* _TO DO_: Count, in the entries below, the lines in which "Tailwind" occurs. Give the number, nothing more.

* _DATA ROWS_:
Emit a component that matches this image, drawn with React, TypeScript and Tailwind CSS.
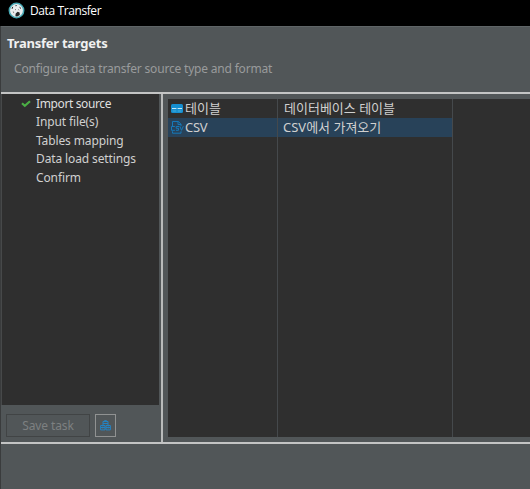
const steps = ['Input file(s)', 'Tables mapping', 'Data load settings', 'Confirm'];

function AppLogo() {
  return (
    <svg width="17" height="17" viewBox="0 0 17 17" className="shrink-0">
      <circle cx="8.5" cy="8.5" r="7.2" fill="#e9edee" stroke="#49a9b5" strokeWidth="1.5" />
      <path d="M4 5.2 5.2 4.6l-.4 1.8-1.2.6ZM7.2 3.4l1.4-.3.2.8-1.2.3ZM11.2 4.6l1.4.8.4 1.6-.9-.4ZM7.4 13.4l.3-2 1.9-1.6 2 .7.2 2.4-2 1.4-2 .1Z" fill="#242627" />
      <path d="M7 7.6h1M10.2 7.4l1 .8M5.3 9.5l.5 1.6" stroke="#5d514e" strokeWidth=".7" />
    </svg>
  );
}

function TableIcon() {
  return (
    <svg width="12" height="9" viewBox="0 0 12 9" className="shrink-0">
      <rect width="12" height="9" rx="1.5" fill="#168fd0" />
      <path d="M1 4h4.4v1H1ZM6.6 4H11v1H6.6Z" fill="#c4e7f4" />
      <path d="M1.6 6.4h3.6v1H1.6ZM6.8 6.4h3.6v1H6.8Z" fill="#45acd9" />
    </svg>
  );
}

function CsvIcon() {
  return (
    <svg width="13" height="13" viewBox="0 0 13 13" className="shrink-0" fill="none" stroke="#1679b8" strokeWidth="1">
      <path d="M1.5 5V.5h6l2.5 2.8V5M7 .5v3h3M1.5 10.3v1.9H10v-1.9" />
      <path d="M3.9 5.5H.5v3.8h3.4M8 5.5H5.2v1.8h2.3v2H4.9M8.8 5.2l1.7 4.1 1.8-4.1" />
    </svg>
  );
}

function TaskIcon() {
  return (
    <svg width="11" height="11" viewBox="0 0 11 11" fill="none" stroke="#2482c2" strokeWidth="1">
      <path d="M3 5V1.5h5V5M4.5 1.5V.6h2v.9M.6 5.5h4.4v4.4H.6ZM6 5.5h4.4v4.4H6ZM.6 7.5H5M6 7.5h4.4M3 3.5h5M2.8 6.5v2M8.2 6.5v2" />
    </svg>
  );
}

export default function App() {
  return (
    <div className="flex h-[489px] w-[530px] flex-col overflow-hidden bg-[#515658] font-['Noto_Sans','Noto_Sans_CJK_KR',sans-serif] text-[12px] whitespace-nowrap text-[#d0d0d0]">
      <header className="flex h-[26px] shrink-0 items-start gap-[5px] bg-black pt-[2px] pl-[8px] text-white">
        <AppLogo />
        <span className="font-['Open_Sans',sans-serif] leading-[18px] tracking-[-0.4px]">Data Transfer</span>
      </header>
      <div className="flex min-h-0 flex-1 flex-col border-l border-[#3a3c3d]">
        <section className="flex h-[68px] shrink-0 flex-col border-t border-b-2 border-t-[#5f6567] border-b-[#c3c4c4] pt-[7px] pl-[6px]">
          <h1 className="text-[13px] leading-[18px] font-bold tracking-[-0.25px] text-[#f0f0f0]">Transfer targets</h1>
          <p className="mt-[8px] pl-[7px] leading-[18px] tracking-[-0.19px] text-[#999b9c]">Configure data transfer source type and format</p>
        </section>
        <div className="flex h-[350px] shrink-0 border-b-2 border-[#c3c4c4]">
          <aside className="flex w-[160px] shrink-0 flex-col">
            <nav className="flex h-[311px] w-[158px] flex-col border-l border-[#47494a] bg-[#2f2f2f] pt-px leading-[18.4px] tracking-[-0.12px]">
              <div className="flex items-center pl-[19px] tracking-[-0.38px] text-[#dfdfdf]">
                <svg width="10" height="8" viewBox="0 0 10 8" className="mr-[5px]" fill="none" stroke="#4bae45" strokeWidth="2.2">
                  <path d="m1 3.2 2.8 2.6L9 1.2" />
                </svg>
                Import source
              </div>
              {steps.map((step) => <div key={step} className="pl-[34px]">{step}</div>)}
            </nav>
            <div className="flex gap-[5px] pt-[9px] pl-[5px]">
              <button className="h-[23px] w-[84px] border border-[#414445] pt-px tracking-[-0.1px] text-[#7d8081]">Save task</button>
              <button className="flex h-[23px] w-[21px] items-center justify-center border border-[#909292]"><TaskIcon /></button>
            </div>
          </aside>
          <main className="flex-1 border-l-2 border-[#b9bbbb] pt-[5px] pl-[5px]">
            <div className="grid h-[338px] grid-cols-[110px_175px_1fr] bg-[#2f2f2f] text-[13px]">
              <div className="border-r border-[#45494c]">
                <div className="flex h-[19px] items-center gap-[2px] pl-[3px]"><TableIcon /><span>테이블</span></div>
                <div className="flex h-[19px] items-center gap-[1px] bg-[#284259] pl-[3px]"><CsvIcon /><span className="tracking-[-0.3px]">CSV</span></div>
              </div>
              <div className="border-r border-[#45494c]">
                <div className="flex h-[19px] items-center pl-[6px]">데이터베이스 테이블</div>
                <div className="flex h-[19px] items-center bg-[#284259] pl-[5px]">CSV에서 가져오기</div>
              </div>
            </div>
          </main>
        </div>
      </div>
    </div>
  );
}
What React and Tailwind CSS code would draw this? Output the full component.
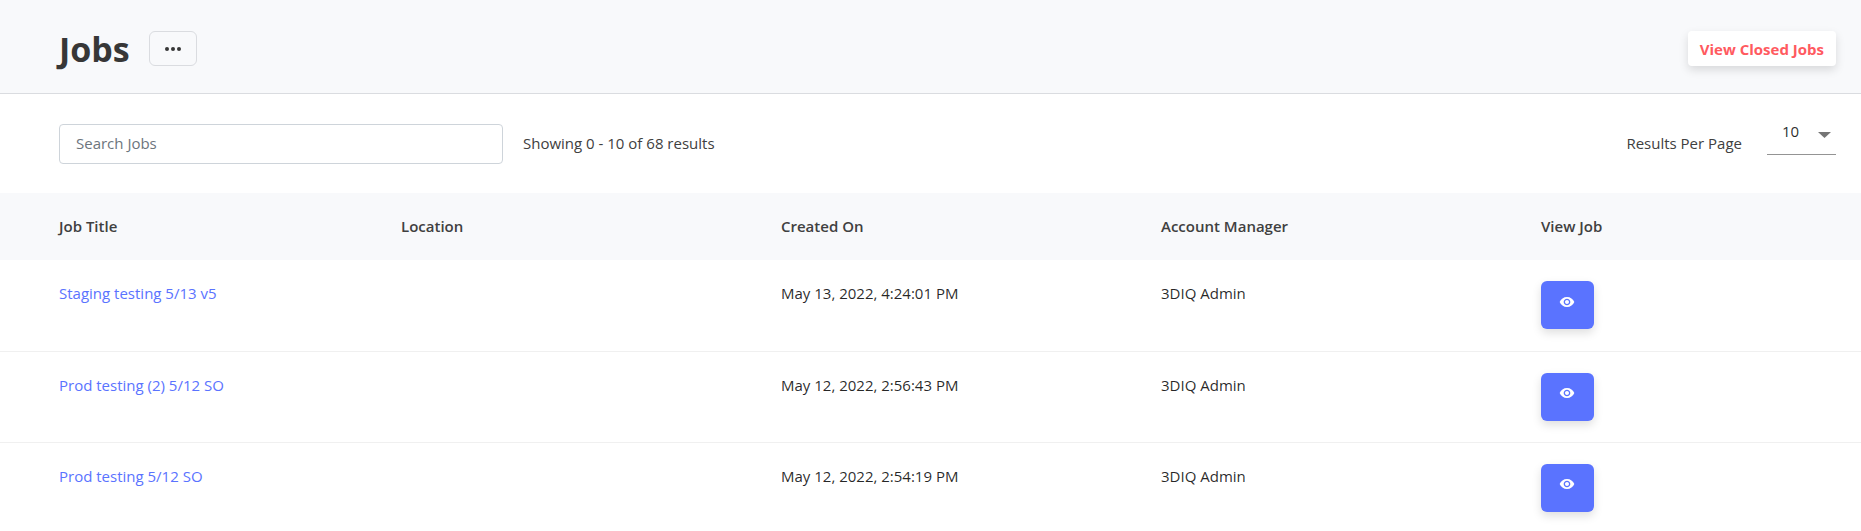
import { useState } from 'react'
import { MdVisibility } from 'react-icons/md'

const jobs = [
  { title: 'Staging testing 5/13 v5', location: '', created: 'May 13, 2022, 4:24:01 PM', manager: '3DIQ Admin' },
  { title: 'Prod testing (2) 5/12 SO', location: '', created: 'May 12, 2022, 2:56:43 PM', manager: '3DIQ Admin' },
  { title: 'Prod testing 5/12 SO', location: '', created: 'May 12, 2022, 2:54:19 PM', manager: '3DIQ Admin' },
]

export default function App() {
  const [search, setSearch] = useState('')
  const [perPage, setPerPage] = useState('10')

  return (
    <div className="bg-white text-[15px] leading-6 text-[#404040] font-['Open_Sans',sans-serif]">
      <header className="flex items-center justify-between bg-[#f8f9fb] border-b border-[#dadce0] pl-[59px] pr-[25px] pt-6 pb-5">
        <div className="flex items-center gap-[19px]">
          <h1 className="pt-0.5 text-[34px] leading-[47px] font-bold text-[#373737]">Jobs</h1>
          <button aria-label="More options" className="w-12 h-[35px] flex items-center justify-center rounded-md border border-[#dadce0] text-[#373737]">
            <svg width="16" height="4" viewBox="0 0 16 4" fill="currentColor">
              <circle cx="2" cy="2" r="2" />
              <circle cx="8" cy="2" r="2" />
              <circle cx="14" cy="2" r="2" />
            </svg>
          </button>
        </div>
        <button className="h-[35px] px-3 rounded bg-white text-[#ff5a5f] font-bold shadow-[0_4px_10px_rgba(0,0,0,0.13)]">
          View Closed Jobs
        </button>
      </header>

      <div className="flex items-center justify-between pl-[59px] pr-[25px] pt-[30px] pb-[29px]">
        <div className="flex items-center gap-5">
          <input
            type="text"
            aria-label="Search Jobs"
            placeholder="Search Jobs"
            value={search}
            onChange={e => setSearch(e.target.value)}
            className="w-[444px] h-10 px-4 pb-0.5 rounded border border-[#ced4da] placeholder:text-[#6c757d]"
          />
          <p className="pb-0.5">Showing 0 - 10 of 68 results</p>
        </div>
        <div className="flex items-center self-stretch gap-[25px]">
          <label htmlFor="per-page" className="pb-0.5">Results Per Page</label>
          <div className="relative self-start -mt-2">
            <select
              id="per-page"
              value={perPage}
              onChange={e => setPerPage(e.target.value)}
              className="block appearance-none w-[69px] h-[39px] pl-[15px] pb-2 border-b border-[#949494] bg-transparent text-black/85"
            >
              <option>10</option>
              <option>25</option>
              <option>50</option>
            </select>
            <svg className="absolute right-[5px] top-4 pointer-events-none" width="13" height="6" viewBox="0 0 13 6" fill="#757575">
              <path d="M0 0h13L6.500 6z" />
            </svg>
          </div>
        </div>
      </div>

      <table className="w-full table-fixed text-left">
        <thead className="bg-[#f8f9fb]">
          <tr className="h-[67px]">
            <th className="w-[385px] pl-[59px] pb-0.5 font-semibold">Job Title</th>
            <th className="pl-4 pb-0.5 font-semibold">Location</th>
            <th className="pl-4 pb-0.5 font-semibold">Created On</th>
            <th className="pl-4 pb-0.5 font-semibold">Account Manager</th>
            <th className="w-[336px] pl-4 pb-0.5 font-semibold">View Job</th>
          </tr>
        </thead>
        <tbody className="text-black/85">
          {jobs.map(job => (
            <tr key={job.title} className="h-[91px] align-top border-b border-[#f0f0f0]">
              <td className="pl-[59px] pt-[21px]">
                <a href="#" className="text-[#5a73ff]">{job.title}</a>
              </td>
              <td className="pl-4 pt-[21px]">{job.location}</td>
              <td className="pl-4 pt-[21px]">{job.created}</td>
              <td className="pl-4 pt-[21px]">{job.manager}</td>
              <td className="pl-4 pt-[21px]">
                <button aria-label={`View ${job.title}`} className="w-[53px] h-12 pb-[7px] pr-0.5 flex items-center justify-center rounded-md bg-[#5a73ff] text-white shadow-[0_4px_10px_rgba(0,0,0,0.13)]">
                  <MdVisibility size={16} />
                </button>
              </td>
            </tr>
          ))}
        </tbody>
      </table>
    </div>
  )
}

* _THE OUTPUT_: 2